Bonus animali 2025: ecco chi prenderà i soldi e chi resterà a bocca asciutta.
Chi possiede un animale domestico potrebbe ricevere un piccolo aiuto economico nel biennio 2025-2026. Si tratta del bonus animali domestici, una misura annunciata dal governo italiano per coprire parte delle spese veterinarie sostenute da persone con ISEE basso. La detrazione, disponibile solo per alcune categorie, nasce con l’intento di contenere il fenomeno del randagismo, incentivare la registrazione degli animali e alleggerire i costi legati alla cura degli “amici a quattro zampe”.
Eppure, già dalla prima lettura, la misura mostra limiti strutturali evidenti. L’accesso è riservato solo agli over 65 residenti in Italia, con un ISEE che non superi 16.215 euro. Oltre all’età e al reddito, è richiesto che l’animale sia registrato all’anagrafe e che le spese veterinarie siano tracciabili. Chi non può dimostrare queste spese tramite ricevute, scontrini o fatture elettroniche, resta escluso, anche se in possesso dei requisiti anagrafici ed economici.
Il bonus non è universale. Riguarda esclusivamente cani, gatti, furetti, criceti e piccoli roditori. Nessuna possibilità per chi possiede uccelli, rettili, conigli o animali esotici, nonostante molti di questi rientrino nel concetto moderno di animale d’affezione. Le spese ammesse alla detrazione coprono visite veterinarie, interventi chirurgici, farmaci e analisi, ma non l’alimentazione, che rappresenta una voce fissa e pesante nel bilancio familiare.
Chi può accedere davvero al bonus animali 2025
Le condizioni fissate dal governo per accedere al bonus animali non sono semplici. Per ottenere la detrazione bisogna soddisfare simultaneamente cinque criteri: età pari o superiore ai 65 anni, residenza in Italia, ISEE sotto i 16.215 euro, possesso di un animale registrato all’anagrafe e spese veterinarie documentate. Una stretta che di fatto esclude molti proprietari, anche economicamente fragili, ma sotto la soglia anagrafica prevista.

Il limite d’età è il punto più discusso. Esclude giovani precari, famiglie monoreddito o disoccupati che possiedono animali e affrontano le stesse spese. L’idea, secondo le dichiarazioni dei promotori, è quella di concentrare gli sforzi su una fascia considerata più vulnerabile, ma la realtà mostra un’esclusione che appare arbitraria. Anche la soglia ISEE scelta risulta particolarmente bassa: molti pensionati soli, pur non vivendo nel lusso, rischiano di superarla di poche centinaia di euro.

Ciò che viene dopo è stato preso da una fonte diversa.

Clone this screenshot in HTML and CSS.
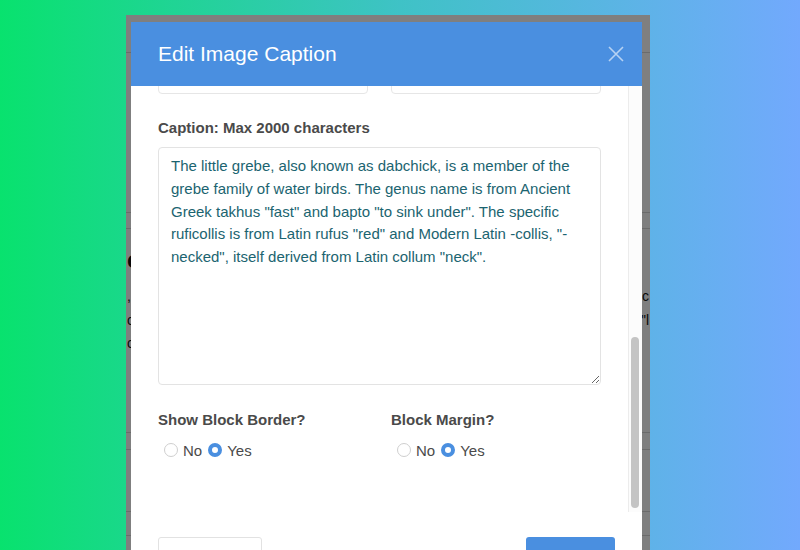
FILE: index.html
```html
<!DOCTYPE html>
<html>
<head>
<meta charset="utf-8">
<link rel="stylesheet" href="styles.css">
</head>
<body>
<div class="panel">
  <div class="page">
    <div class="rule r1"></div>
    <div class="rule r2"></div>
    <div class="rule r3"></div>
    <div class="heading">e</div>
    <div class="pline"><span>,</span><span>c</span></div>
    <div class="pline"><span>c</span><span>"l</span></div>
    <div class="pline"><span>c</span><span></span></div>
    <div class="rule r4"></div>
    <div class="rule r5"></div>
    <div class="rule r6"></div>
    <div class="rule r7"></div>
  </div>
  <div class="backdrop"></div>
  <div class="modal">
    <div class="modal-header">
      <h1 class="modal-title">Edit Image Caption</h1>
      <svg class="close" width="16" height="16" viewBox="0 0 16 16"><path d="M1 1L15 15M15 1L1 15" stroke="currentColor" stroke-width="1.6" fill="none"/></svg>
    </div>
    <div class="modal-body">
      <div class="body-content">
        <div class="two-col inputs">
          <div class="input-box"></div>
          <div class="input-box"></div>
        </div>
        <label class="field-label caption-label">Caption: Max 2000 characters</label>
        <textarea class="caption">The little grebe, also known as dabchick, is a member of the grebe family of water birds. The genus name is from Ancient Greek takhus "fast" and bapto "to sink under". The specific ruficollis is from Latin rufus "red" and Modern Latin -collis, "-necked", itself derived from Latin collum "neck".</textarea>
        <div class="two-col options">
          <div class="option">
            <div class="field-label">Show Block Border?</div>
            <div class="radios">
              <span class="radio"></span><span class="rlabel">No</span>
              <span class="radio checked"></span><span class="rlabel">Yes</span>
            </div>
          </div>
          <div class="option">
            <div class="field-label">Block Margin?</div>
            <div class="radios">
              <span class="radio"></span><span class="rlabel">No</span>
              <span class="radio checked"></span><span class="rlabel">Yes</span>
            </div>
          </div>
        </div>
      </div>
      <div class="scroll-track"><div class="scroll-thumb"></div></div>
    </div>
    <div class="modal-footer">
      <div class="btn btn-cancel"></div>
      <div class="btn btn-save"></div>
    </div>
  </div>
</div>
</body>
</html>
```
FILE: styles.css
```css
* { box-sizing: border-box; }
html, body { margin: 0; padding: 0; }
body {
  width: 800px;
  height: 550px;
  overflow: hidden;
  background: linear-gradient(90deg, #08e26e 0%, #3fc2c6 50%, #72a9fd 100%);
  font-family: "Liberation Sans", Arial, sans-serif;
  padding: 15px 0 0 126px;
}
.panel {
  position: relative;
  width: 524px;
  height: 535px;
  overflow: hidden;
  background: #fff;
}
.page {
  display: flex;
  flex-direction: column;
  color: #111;
  font-size: 14px;
}
.rule { height: 1px; background: #d6d6d6; }
.r1 { margin-top: 37px; }
.r2 { margin-top: 159px; }
.r3 { margin-top: 15px; }
.heading {
  margin-top: 16px;
  padding-left: 1px;
  font-size: 24px;
  font-weight: bold;
  line-height: 30px;
}
.pline {
  display: flex;
  justify-content: space-between;
  height: 23.5px;
  line-height: 23.5px;
  padding: 0 1px;
}
.heading + .pline { margin-top: 10px; }
.r4 { margin-top: 76px; }
.r5 { margin-top: 16px; }
.r6 { margin-top: 61px; }
.r7 { margin-top: 23px; }
.backdrop {
  position: absolute;
  inset: 0;
  background: rgba(0, 0, 0, 0.5);
}
.modal {
  position: absolute;
  top: 7px;
  left: 5px;
  width: 511px;
  height: 560px;
  background: #fff;
  display: flex;
  flex-direction: column;
}
.modal-header {
  height: 64px;
  flex: none;
  background: #4a8fe0;
  display: flex;
  align-items: center;
  justify-content: space-between;
  padding: 0 18px 0 27px;
}
.modal-title {
  margin: 0;
  font-size: 21px;
  font-weight: normal;
  color: #fff;
}
.close { color: rgba(255, 255, 255, 0.6); margin-top: -1px; }
.modal-body {
  height: 426px;
  flex: none;
  display: flex;
  overflow: hidden;
}
.body-content {
  flex: 1;
  padding: 0 27px;
  display: flex;
  flex-direction: column;
}
.two-col {
  display: grid;
  grid-template-columns: 210px 210px;
  column-gap: 23px;
}
.input-box {
  height: 38px;
  margin-top: -30px;
  border: 1px solid #e6e6e6;
  border-radius: 4px;
}
.field-label {
  display: block;
  font-size: 15px;
  font-weight: bold;
  color: #4a4a4a;
  line-height: 20px;
}
.caption-label { margin-top: 24px; }
.caption {
  margin-top: 9px;
  height: 238px;
  width: 443px;
  border: 1px solid #e3e3e3;
  border-radius: 4px;
  padding: 7px 12px;
  font-family: "Liberation Sans", Arial, sans-serif;
  font-size: 15px;
  line-height: 22.75px;
  color: #1b6470;
  resize: vertical;
  outline: none;
  overflow: hidden;
}
.options { margin-top: 25px; }
.radios {
  display: flex;
  align-items: center;
  margin-top: 10px;
  height: 20px;
  font-size: 15px;
  color: #4a4a4a;
}
.radio {
  width: 14px;
  height: 14px;
  border-radius: 50%;
  border: 1px solid #cfcfcf;
  background: #fff;
  margin-left: 6px;
  flex: none;
}
.radio.checked {
  border: 4px solid #4a8fe0;
}
.rlabel { margin-left: 5px; }
.scroll-track {
  width: 14px;
  flex: none;
  border-left: 1px solid #ececec;
  background: #fcfcfc;
  padding: 251px 0 0 2px;
}
.scroll-thumb {
  width: 8px;
  height: 171px;
  border-radius: 4px;
  background: #c4c4c4;
}
.modal-footer {
  display: flex;
  justify-content: space-between;
  padding: 25px 27px 0 27px;
}
.btn {
  height: 40px;
  border-radius: 3px;
}
.btn-cancel {
  width: 104px;
  background: #fff;
  border: 1px solid #e2e2e2;
}
.btn-save {
  width: 89px;
  background: #4a8fe0;
}
```
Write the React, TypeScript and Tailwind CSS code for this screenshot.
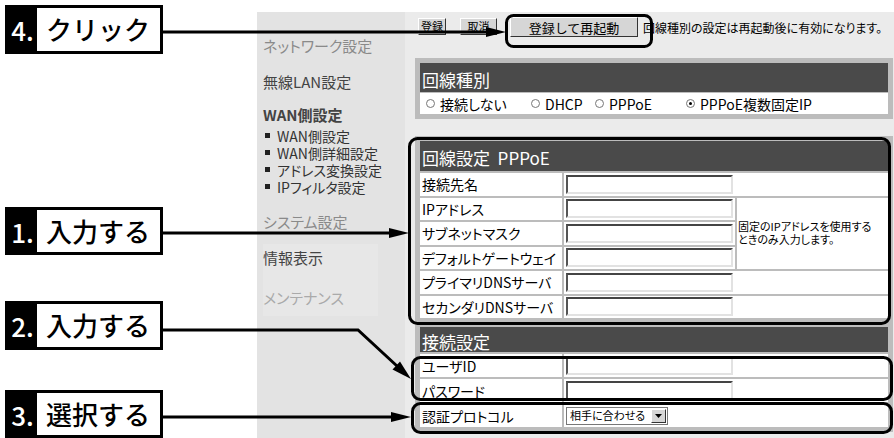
import React from 'react'

const palt = "[font-feature-settings:'palt']"

function Callout({ num, text, className = '' }: { num: string; text: string; className?: string }) {
  return (
    <div className={`flex h-[50px] w-[158px] border-[3px] border-black bg-white ${className}`}>
      <div className="flex w-[29px] items-center justify-center bg-black pt-[2px] text-[26px] font-medium leading-none text-white">
        {num}.
      </div>
      <div className="flex flex-1 items-center pl-[9px] text-[26px] font-medium leading-none text-black">
        {text}
      </div>
    </div>
  )
}

function Radio({ checked = false }: { checked?: boolean }) {
  return (
    <span className="flex h-[9px] w-[9px] shrink-0 items-center justify-center rounded-full border border-[#777] bg-white">
      {checked && <span className="h-[3px] w-[3px] rounded-full bg-black" />}
    </span>
  )
}

function TextInput() {
  return (
    <div className="h-[19px] w-[167px] border-2 border-t-[#444] border-l-[#555] border-r-[#e2e2e2] border-b-[#e2e2e2] bg-white" />
  )
}

function Label({ children }: { children: React.ReactNode }) {
  return (
    <div className={`flex items-center whitespace-nowrap bg-white pl-[2px] text-[14px] leading-none text-black ${palt}`}>
      {children}
    </div>
  )
}

function InputCell({ wide = false }: { wide?: boolean }) {
  return (
    <div className={`flex items-center bg-white pl-[2px] ${wide ? 'col-span-2' : ''}`}>
      <TextInput />
    </div>
  )
}

function Header({ children, h }: { children: React.ReactNode; h: string }) {
  return (
    <div className={`flex items-center bg-[#4a4a4a] pl-[2px] pt-[3px] text-[17px] leading-none text-white ${h}`}>
      {children}
    </div>
  )
}

const pppoeRows = ['接続先名', 'IPアドレス', 'サブネットマスク', 'デフォルトゲートウェイ', 'プライマリDNSサーバ', 'セカンダリDNSサーバ']

export default function App() {
  return (
    <div className="relative flex h-[438px] w-[894px] overflow-hidden bg-white font-['Noto_Sans_CJK_JP',sans-serif]">
      {/* 手順ラベル */}
      <div className="flex w-[257px] shrink-0 flex-col pl-[5px]">
        <Callout num="4" text="クリック" className="mt-[5px]" />
        <Callout num="1" text="入力する" className="mt-[153px]" />
        <Callout num="2" text="入力する" className="mt-[46px]" />
        <Callout num="3" text="選択する" className="mt-[40px]" />
      </div>

      {/* サイドメニュー */}
      <div className={`mt-[12px] flex w-[148px] shrink-0 flex-col bg-[#e3e3e3] pl-[6px] ${palt}`}>
        <div className="mt-[24px] h-[20px] text-[15px] leading-[20px] text-[#8a8a8a]">ネットワーク設定</div>
        <div className="mt-[16px] h-[20px] text-[15px] leading-[20px] text-[#444]">無線LAN設定</div>
        <div className="mt-[14px] h-[18px] text-[15px] font-bold leading-[18px] text-[#444]">WAN側設定</div>
        <div className="mt-[3px] flex flex-col text-[14px] leading-none text-[#333]">
          {['WAN側設定', 'WAN側詳細設定', 'アドレス変換設定', 'IPフィルタ設定'].map((item) => (
            <div key={item} className="flex h-[17px] items-center gap-[7px] pl-[2px]">
              <span className="h-[5px] w-[5px] shrink-0 bg-[#222]" />
              <span className="whitespace-nowrap">{item}</span>
            </div>
          ))}
        </div>
        <div className="mt-[17px] h-[20px] text-[15px] leading-[20px] text-[#8a8a8a]">システム設定</div>
        <div className="mt-[12px] flex w-[115px] flex-col bg-[#e7e7e7] pt-[4px] pb-[8px]">
          <div className="h-[20px] text-[15px] leading-[20px] text-[#444]">情報表示</div>
          <div className="mt-[20px] h-[20px] text-[15px] leading-[20px] text-[#aaa]">メンテナンス</div>
        </div>
      </div>

      {/* 設定画面 */}
      <div className="mt-[12px] flex flex-1 flex-col bg-[#ebebeb]">
        <div className="flex items-start pt-[5px] pl-[13px]">
          <button className="mt-[1px] flex h-[17px] w-[28px] items-center justify-center border border-t-white border-l-white border-r-[#333] border-b-[#333] bg-[#d6d6d6] text-[11px] leading-none">
            登録
          </button>
          <button className="ml-[14px] mt-[1px] flex h-[17px] w-[37px] items-center justify-center border border-t-white border-l-white border-r-[#333] border-b-[#333] bg-[#d6d6d6] text-[11px] leading-none">
            取消
          </button>
          <button className="ml-[13px] flex h-[20px] w-[128px] items-center justify-center border border-t-white border-l-white border-r-[#333] border-b-[#333] bg-[#d6d6d6] text-[13px] leading-none">
            登録して再起動
          </button>
          <span className={`ml-[5px] mt-[3px] whitespace-nowrap text-[12px] leading-[16px] text-black ${palt}`}>
            回線種別の設定は再起動後に有効になります。
          </span>
        </div>

        {/* 回線種別 */}
        <div className="mt-[21px] ml-[10px] flex w-[478px] flex-col gap-[1px] bg-[#bcbcbc] p-[5px]">
          <Header h="h-[29px]">回線種別</Header>
          <div className={`flex h-[21px] items-center whitespace-nowrap bg-white text-[14px] leading-none ${palt}`}>
            <span className="flex w-[111px] items-center gap-[5px] pl-[6px]">
              <Radio />
              接続しない
            </span>
            <span className="flex w-[64px] items-center gap-[5px]">
              <Radio />
              DHCP
            </span>
            <span className="flex w-[91px] items-center gap-[5px]">
              <Radio />
              PPPoE
            </span>
            <span className="flex items-center gap-[5px]">
              <Radio checked />
              PPPoE複数固定IP
            </span>
          </div>
        </div>

        {/* 回線設定・接続設定 */}
        <div className="mt-[17px] ml-[10px] flex w-[478px] flex-col bg-[#bcbcbc] p-[5px]">
          <Header h="h-[30px]">回線設定&nbsp;&nbsp;PPPoE</Header>
          <div className="mt-[2px] grid grid-cols-[142px_171px_151px] grid-rows-[repeat(6,22.5px)] gap-[2px]">
            {pppoeRows.map((label, i) => (
              <React.Fragment key={label}>
                <Label>{label}</Label>
                <InputCell wide={i === 0 || i > 3} />
                {i === 1 && (
                  <div className={`row-span-3 flex items-center whitespace-nowrap bg-white pl-[1px] text-[11px] leading-[13px] text-black ${palt}`}>
                    固定のIPアドレスを使用する
                    <br />
                    ときのみ入力します。
                  </div>
                )}
              </React.Fragment>
            ))}
          </div>
          <div className="mt-[9px]">
            <Header h="h-[25px]">接続設定</Header>
          </div>
          <div className="mt-[2px] grid grid-cols-[142px_324px] grid-rows-[repeat(3,23px)] gap-[2px]">
            <Label>ユーザID</Label>
            <InputCell />
            <Label>パスワード</Label>
            <InputCell />
            <Label>認証プロトコル</Label>
            <div className="flex items-center bg-white pl-[2px]">
              <div className="flex h-[18px] w-[102px] items-center border border-[#777] bg-white">
                <span className={`flex-1 whitespace-nowrap pl-[3px] text-[11px] leading-none ${palt}`}>相手に合わせる</span>
                <span className="mr-[1px] flex h-[14px] w-[15px] shrink-0 items-center justify-center border border-t-white border-l-white border-r-[#333] border-b-[#333] bg-[#d6d6d6]">
                  <svg width="7" height="4" viewBox="0 0 7 4">
                    <path d="M0 0h7L3.5 4z" fill="#000" />
                  </svg>
                </span>
              </div>
            </div>
          </div>
        </div>
      </div>

      {/* 矢印と囲み */}
      <svg className="pointer-events-none absolute inset-0" width="894" height="438" viewBox="0 0 894 438">
        <g fill="none" stroke="#000" strokeWidth="3">
          <rect x="506.5" y="15.5" width="145" height="31" rx="7" />
          <rect x="409.5" y="138.5" width="480" height="185" rx="8" />
          <rect x="412.5" y="357.5" width="479" height="42" rx="8" />
          <rect x="412.5" y="403.5" width="479" height="29" rx="8" />
          <path d="M163 32H488" />
          <path d="M163 233H391" />
          <path d="M163 330H358L397 366" />
          <path d="M163 417H393" />
        </g>
        <g fill="#000">
          <polygon points="486,27 506,32 486,37" />
          <polygon points="389,228 409,233 389,238" />
          <polygon points="392.5,369.5 411,379 400,361.5" />
          <polygon points="391,412 411,417 391,422" />
        </g>
      </svg>
    </div>
  )
}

Un altro ostacolo è la tracciabilità delle spese. Chi paga in contanti o non richiede una ricevuta valida, si vede negato il diritto al bonus. E poi c’è l’obbligo di iscrizione dell’animale: senza microchip o registrazione, non si ha diritto a nulla. Una condizione che potrebbe penalizzare chi adotta animali salvati dalla strada o chi non ha mai avuto le risorse per regolarizzarli.
Cosa copre davvero il bonus e quali animali sono ammessi
Il bonus, nella sua formulazione attuale, copre solo alcune voci di spesa. La lista comprende visite veterinarie, analisi di laboratorio, interventi chirurgici, farmaci prescritti e controlli sanitari. Non rientrano nella detrazione le spese per alimenti, integratori, accessori o attività di toelettatura. Anche l’acquisto di antiparassitari da banco resta fuori, a meno che non sia accompagnato da una prescrizione.
Sui tipi di animali ammessi, la selezione è ristretta: solo cani, gatti, criceti, furetti e roditori di piccola taglia. Questo taglio netto solleva interrogativi. Perché escludere conigli, pappagalli, tartarughe o pesci? Non sono anch’essi animali d’affezione? La scelta sembra basarsi su una classificazione datata e poco rappresentativa della varietà di animali presenti oggi nelle case italiane.
C’è anche da dire che, nel caso di più animali, il bonus non si moltiplica. La detrazione rimane unica per nucleo familiare. L’importo massimo detraibile non è ancora stato ufficializzato, ma le prime ipotesi parlano di cifre modeste, comprese tra i 100 e i 200 euro annui.
Il provvedimento, pur con finalità condivisibili, mostra una struttura rigida. Non include piani di comunicazione per aumentare la consapevolezza tra i cittadini, né strumenti per supportare chi vuole regolarizzare il proprio animale. Al momento, la platea reale dei beneficiari resta limitata, e molte famiglie escluse si chiedono quale sia il reale impatto di una misura tanto selettiva.